En Guinée, voir des journalistes se lancer dans une campagne pour un “oui massif” au référendum est une dérive inquiétante. Le journaliste, par essence, n’est pas un militant. Son rôle est d’informer, de mettre en lumière les enjeux, de donner la parole aux différentes sensibilités et de permettre au citoyen de choisir librement. Lorsqu’il abandonne cette neutralité pour se mettre au service d’un camp, il trahit son mandat.
La Charte de Munich (1971), référence en matière d’éthique journalistique, rappelle que le devoir du journaliste est de « respecter la vérité, quelles qu’en puissent être les conséquences pour lui-même, et ce, en raison du droit que le public a de connaître la vérité ». Elle impose aussi d’« observer rigoureusement le secret professionnel et de ne pas confondre le métier de journaliste avec celui de publicitaire ou de propagandiste ». Or, en militant pour le “oui”, certains journalistes violent directement ce principe fondamental.

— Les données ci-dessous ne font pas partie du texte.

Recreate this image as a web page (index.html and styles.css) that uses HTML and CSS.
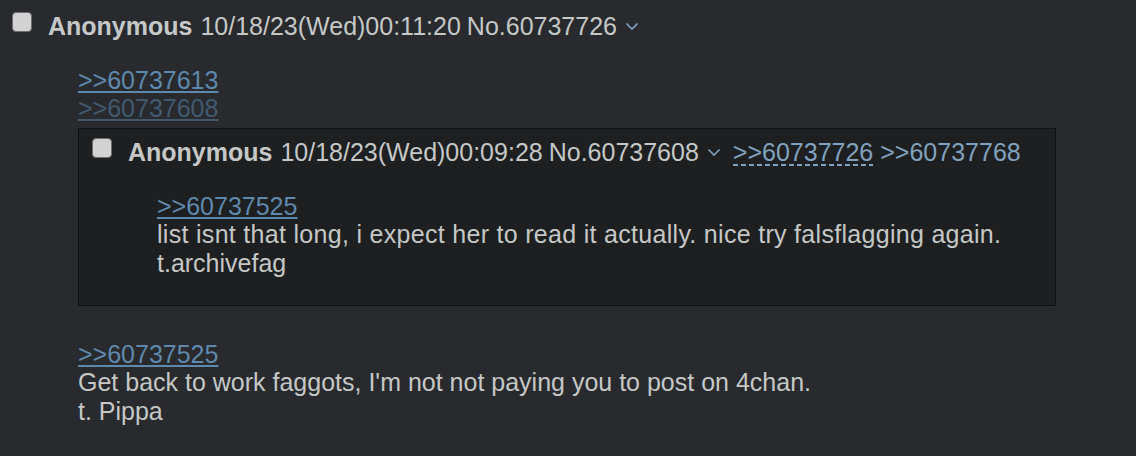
FILE: index.html
```html
<!DOCTYPE html>
<html lang="en">
<head>
  <meta charset="UTF-8">
  <meta name="viewport" content="width=device-width, initial-scale=1.0">
  <title>Thread</title>
  <link rel="stylesheet" href="styles.css">
</head>
<body>
  <div class="post">
    <div class="post-info">
      <span class="check"></span>
      <span class="name">Anonymous</span>
      <span class="date-time">10/18/23(Wed)00:11:20</span>
      <span class="post-num">No.60737726</span>
      <a class="menu-btn" href="#"><svg width="14" height="10" viewBox="0 0 14 10"><path d="M1.5 2.5l5.5 5.5 5.5-5.5" fill="none" stroke="#81a2be" stroke-width="1.6"/></svg></a>
    </div>
    <blockquote class="message">
      <a class="quotelink" href="#">&gt;&gt;60737613</a><br>
      <a class="quotelink faded" href="#">&gt;&gt;60737608</a><br>
      <div class="inline-post">
        <div class="post-info">
          <span class="check"></span>
          <span class="name">Anonymous</span>
          <span class="date-time">10/18/23(Wed)00:09:28</span>
          <span class="post-num">No.60737608</span>
          <a class="menu-btn" href="#"><svg width="14" height="10" viewBox="0 0 14 10"><path d="M1.5 2.5l5.5 5.5 5.5-5.5" fill="none" stroke="#81a2be" stroke-width="1.6"/></svg></a>
          <a class="backlink dashed" href="#">&gt;&gt;60737726</a>
          <a class="backlink" href="#">&gt;&gt;60737768</a>
        </div>
        <blockquote class="message">
          <a class="quotelink" href="#">&gt;&gt;60737525</a><br>
          <span class="wide">list isnt that long, i expect her to read it actually. nice try falsflagging again.</span><br>
          t.archivefag
        </blockquote>
      </div>
      <div class="after-inline">
        <a class="quotelink" href="#">&gt;&gt;60737525</a><br>
        Get back to work faggots, I'm not not paying you to post on 4chan.<br>
        t. Pippa
      </div>
    </blockquote>
  </div>
</body>
</html>
```

FILE: styles.css
```css
body {
  margin: 0;
  background-color: #282a2e;
  color: #c5c8c6;
  font-family: "Liberation Sans", Arial, sans-serif;
  font-size: 25px;
}

.post {
  padding: 12px 0 0 12px;
}

.post-info {
  display: flex;
  align-items: flex-start;
  white-space: nowrap;
  height: 28px;
  line-height: 28px;
}

.check {
  width: 18px;
  height: 18px;
  margin: 0 16px 0 0;
  border: 1px solid #6b6d70;
  border-radius: 4px;
  background-color: #d3d3d3;
  flex-shrink: 0;
}

.name {
  font-weight: bold;
  margin-right: 8px;
}

.date-time {
  margin-right: 6px;
}

.menu-btn {
  display: inline-flex;
  align-items: center;
  height: 28px;
  margin-left: 8px;
}

.backlink {
  color: #81a2be;
  text-decoration: none;
  margin-left: 7px;
}

.backlink.dashed {
  margin-left: 12px;
  background: repeating-linear-gradient(90deg, #81a2be 0 5px, transparent 5px 8px) 0 26px / 100% 2px no-repeat;
}

.message {
  margin: 26px 0 0 66px;
  line-height: 28.3px;
}

.quotelink {
  color: #5f89ac;
  text-decoration: underline;
}

.quotelink.faded {
  opacity: 0.5;
}

.wide {
  letter-spacing: 0.3px;
}

.inline-post {
  box-sizing: border-box;
  width: 978px;
  margin: 5px 0 0 0;
  padding: 9px 0 28px 13px;
  background-color: #1d1f21;
  border: 1px solid #111214;
}

.inline-post .message {
  margin: 26px 0 0 65px;
  line-height: 28.5px;
}

.after-inline {
  margin-top: 34px;
}
```
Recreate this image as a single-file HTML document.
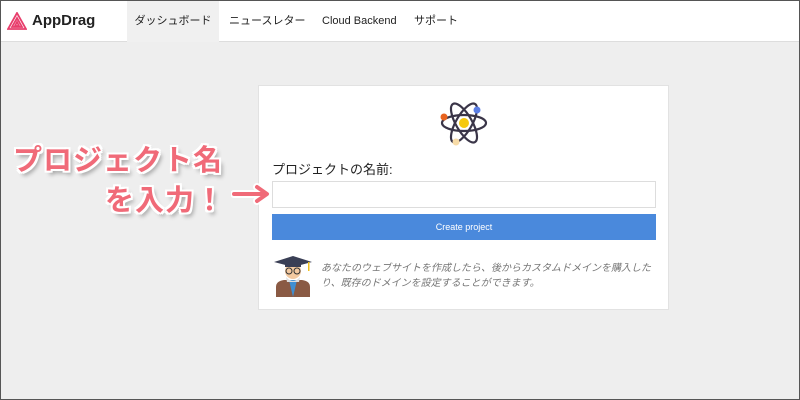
<!DOCTYPE html>
<html><head><meta charset="utf-8"><style>
*{margin:0;padding:0;box-sizing:border-box}
body{width:800px;height:400px;overflow:hidden;background:#eeeeee;font-family:"Liberation Sans","Noto Sans CJK JP",sans-serif;position:relative;border:1px solid #555}
.hdr{position:absolute;left:0;top:0;width:798px;height:41px;background:#fff;border-bottom:1px solid #ddd}
.logo{position:absolute;left:8px;top:11px;font-weight:bold;font-size:15px;color:#222}
.logo span{position:absolute;left:23px;top:0;white-space:nowrap}
.nav{position:absolute;top:0;height:41px;line-height:41px;font-size:11px;color:#222;white-space:nowrap}
.card{position:absolute;left:257px;top:84px;width:411px;height:225px;background:#fff;border:1px solid #e2e2e2}
.lbl{position:absolute;left:13px;top:73px;font-size:13px;color:#222}
.inp{position:absolute;left:13px;top:95px;width:384px;height:27px;border:1px solid #ddd}
.btn{position:absolute;left:13px;top:128px;width:384px;height:26px;background:#4a89dc;color:#fff;font-size:9px;text-align:center;line-height:26px}
.tip{position:absolute;left:62px;top:175px;width:345px;font-size:10px;line-height:15px;color:#777;font-style:italic;letter-spacing:0}
.big{position:absolute;font-weight:bold;font-size:29px;color:#f06a78;letter-spacing:1px;white-space:nowrap;text-shadow:-2px -2px 0 #fff,2px -2px 0 #fff,-2px 2px 0 #fff,2px 2px 0 #fff,0 2px 0 #fff,0 -2px 0 #fff,2px 0 0 #fff,-2px 0 0 #fff,3px 4px 4px rgba(0,0,0,.35)}
</style></head><body>
<div class="hdr">
<div class="logo"><svg width="20" height="18" viewBox="0 0 20 18" style="position:absolute;left:-2px;top:0"><path d="M10 1L1 17H19Z M10 6L5 15H15Z M10 10L8 14H12Z" fill="none" stroke="#e83e6c" stroke-width="1.8"/></svg><span>AppDrag</span></div>
<div class="nav" style="left:126px;width:92px;background:#f0f0f0;text-align:center">ダッシュボード</div>
<div class="nav" style="left:228px">ニュースレター</div>
<div class="nav" style="left:321px">Cloud Backend</div>
<div class="nav" style="left:413px">サポート</div>
</div>
<div class="card">
<svg width="50" height="52" viewBox="0 0 50 52" style="position:absolute;left:180px;top:11px">
<g fill="none" stroke="#3a3548" stroke-width="2.2">
<ellipse cx="25" cy="26" rx="22" ry="8" transform="rotate(60 25 26)"/>
<ellipse cx="25" cy="26" rx="22" ry="8" transform="rotate(-60 25 26)"/>
<ellipse cx="25" cy="26" rx="22" ry="8"/>
</g>
<circle cx="25" cy="26" r="5" fill="#f6c90e"/>
<circle cx="38" cy="13" r="3.5" fill="#5b7ee5"/>
<circle cx="5" cy="20" r="3.5" fill="#e8631f"/>
<circle cx="17" cy="45" r="3.5" fill="#f7dba7"/>
</svg>
<div class="lbl">プロジェクトの名前:</div>
<div class="inp"></div>
<div class="btn">Create project</div>
<svg width="42" height="44" viewBox="0 0 42 44" style="position:absolute;left:13px;top:167px">
<path d="M4 44V34Q4 28 12 27H30Q38 28 38 34V44Z" fill="#8a5a44"/>
<path d="M17 27L21 44L25 27Z" fill="#3f8fd2"/>
<circle cx="21" cy="18" r="8" fill="#f3c9a0"/>
<path d="M14 24Q21 32 28 24L27 29H15Z" fill="#ddd"/>
<path d="M2 9L21 3L40 9L21 14Z" fill="#3a3f55"/>
<rect x="13" y="10" width="16" height="4" fill="#3a3f55"/>
<circle cx="17" cy="18" r="3" fill="none" stroke="#333"/><circle cx="25" cy="18" r="3" fill="none" stroke="#333"/>
<rect x="36" y="9" width="1.5" height="9" fill="#f0c020"/>
</svg>
<div class="tip">あなたのウェブサイトを作成したら、後からカスタムドメインを購入した<br>り、既存のドメインを設定することができます。</div>
</div>
<div class="big" style="left:12px;top:136px">プロジェクト名</div>
<div class="big" style="left:104px;top:176px">を入力！</div>
<svg width="42" height="22" viewBox="0 0 42 22" style="position:absolute;left:230px;top:182px"><path d="M3 11H34M26 4L36 11L26 18" fill="none" stroke="#fff" stroke-width="8" stroke-linecap="round" stroke-linejoin="round"/><path d="M3 11H34M26 4L36 11L26 18" fill="none" stroke="#f06a78" stroke-width="4" stroke-linecap="round" stroke-linejoin="round"/></svg>
</body></html>
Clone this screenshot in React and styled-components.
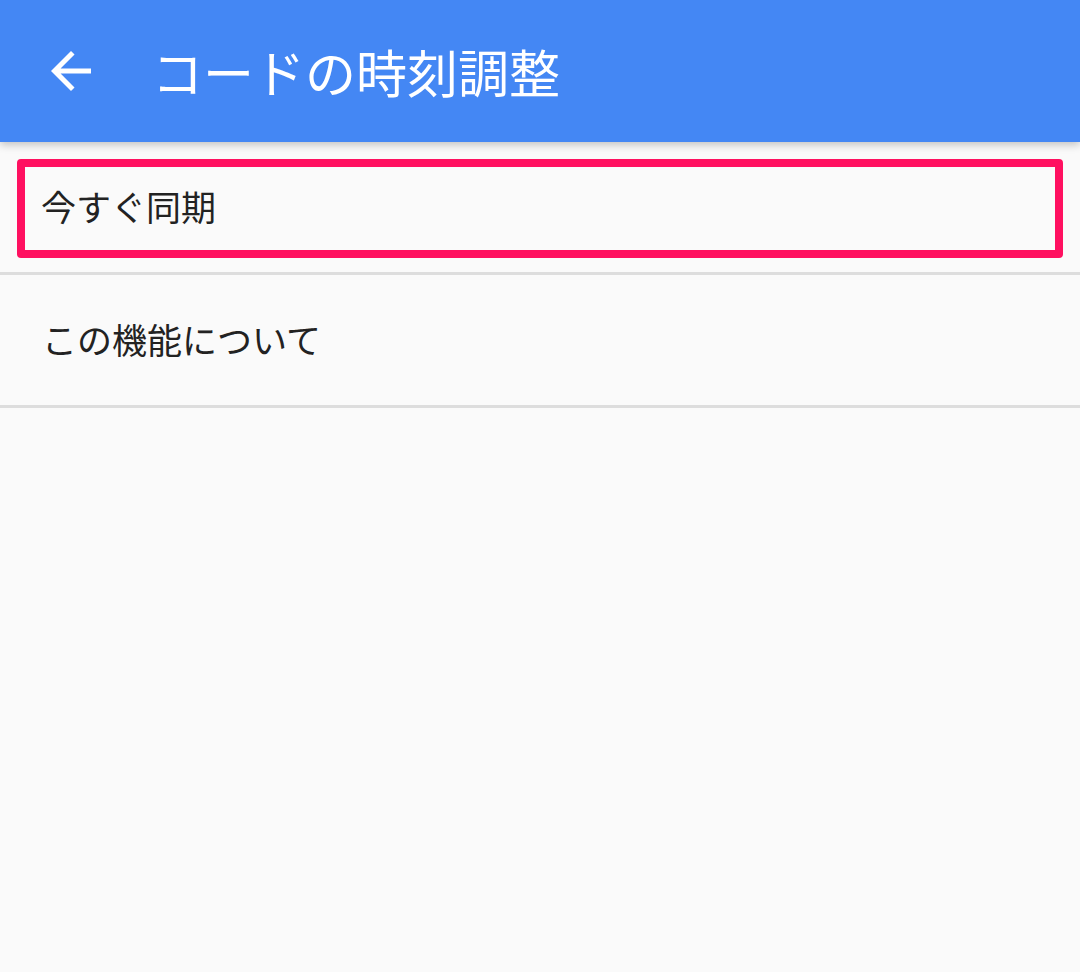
import React from "react";
import styled, { createGlobalStyle } from "styled-components";

const GlobalStyle = createGlobalStyle`
  html, body {
    margin: 0;
    padding: 0;
    background: #fafafa;
    font-family: "Noto Sans CJK JP", "Noto Sans", sans-serif;
  }
`;

function BackIcon() {
  return (
    <svg width="60" height="60" viewBox="0 0 24 24" fill="#ffffff">
      <path d="M20 11H7.83l5.59-5.59L12 4l-8 8 8 8 1.41-1.41L7.83 13H20v-2z" />
    </svg>
  );
}

function App() {
  return (
    <Page>
      <GlobalStyle />
      <AppBar>
        <IconButton>
          <BackIcon />
        </IconButton>
        <Title>コードの時刻調整</Title>
      </AppBar>
      <List>
        <Row>
          <Highlight>
            <ItemText>今すぐ同期</ItemText>
          </Highlight>
        </Row>
        <Row plain>
          <ItemText>この機能について</ItemText>
        </Row>
      </List>
    </Page>
  );
}

export default App;

const Page = styled.div`
  width: 1080px;
  min-height: 972px;
  background: #fafafa;
`;
const AppBar = styled.header`
  position: relative;
  z-index: 1;
  height: 142px;
  display: flex;
  align-items: center;
  padding-left: 41px;
  background: #4487f4;
  box-shadow: 0 3px 8px rgba(0, 0, 0, 0.22);
`;
const IconButton = styled.div`
  width: 60px;
  height: 60px;
  display: flex;
  align-items: center;
  justify-content: center;
`;
const Title = styled.h1`
  margin: 0 0 0 51px;
  color: #ffffff;
  font-size: 51px;
  font-weight: 400;
  line-height: 1;
`;
const List = styled.div`
  display: flex;
  flex-direction: column;
`;
const Row = styled.div`
  box-sizing: border-box;
  height: 133px;
  display: flex;
  align-items: center;
  padding: ${(p) => (p.plain ? "0 0 3px 42px" : "0 17px")};
  border-bottom: 3px solid #dddddd;
`;
const Highlight = styled.div`
  box-sizing: border-box;
  width: 100%;
  height: 99px;
  display: flex;
  align-items: center;
  padding: 0 0 5px 16px;
  border: 8px solid #ff1060;
  border-radius: 4px;
  margin-top: 2px;
`;
const ItemText = styled.span`
  color: #222222;
  font-size: 35px;
  line-height: 1;
`;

Une presse qui prend parti ouvertement dans un scrutin cesse d’être un contre-pouvoir et devient une caisse de résonance du pouvoir. Ce basculement enlève toute confiance au public, car l’information livrée n’est plus objective mais orientée. La démocratie, déjà fragile, s’en trouve affaiblie : un vote sans débat contradictoire n’est qu’une formalité habillée en consultation populaire.
Il est compréhensible que, dans un pays où les pressions politiques et économiques pèsent lourdement, certains journalistes cèdent à la tentation ou à la peur. Mais céder ainsi, c’est compromettre l’avenir de la profession et décevoir une population qui compte sur eux pour être éclairée, et non conditionnée.
En campagne pour le “oui”, ces journalistes se trompent de métier : ils deviennent propagandistes. Et une presse transformée en outil de propagande ne construit jamais une nation libre.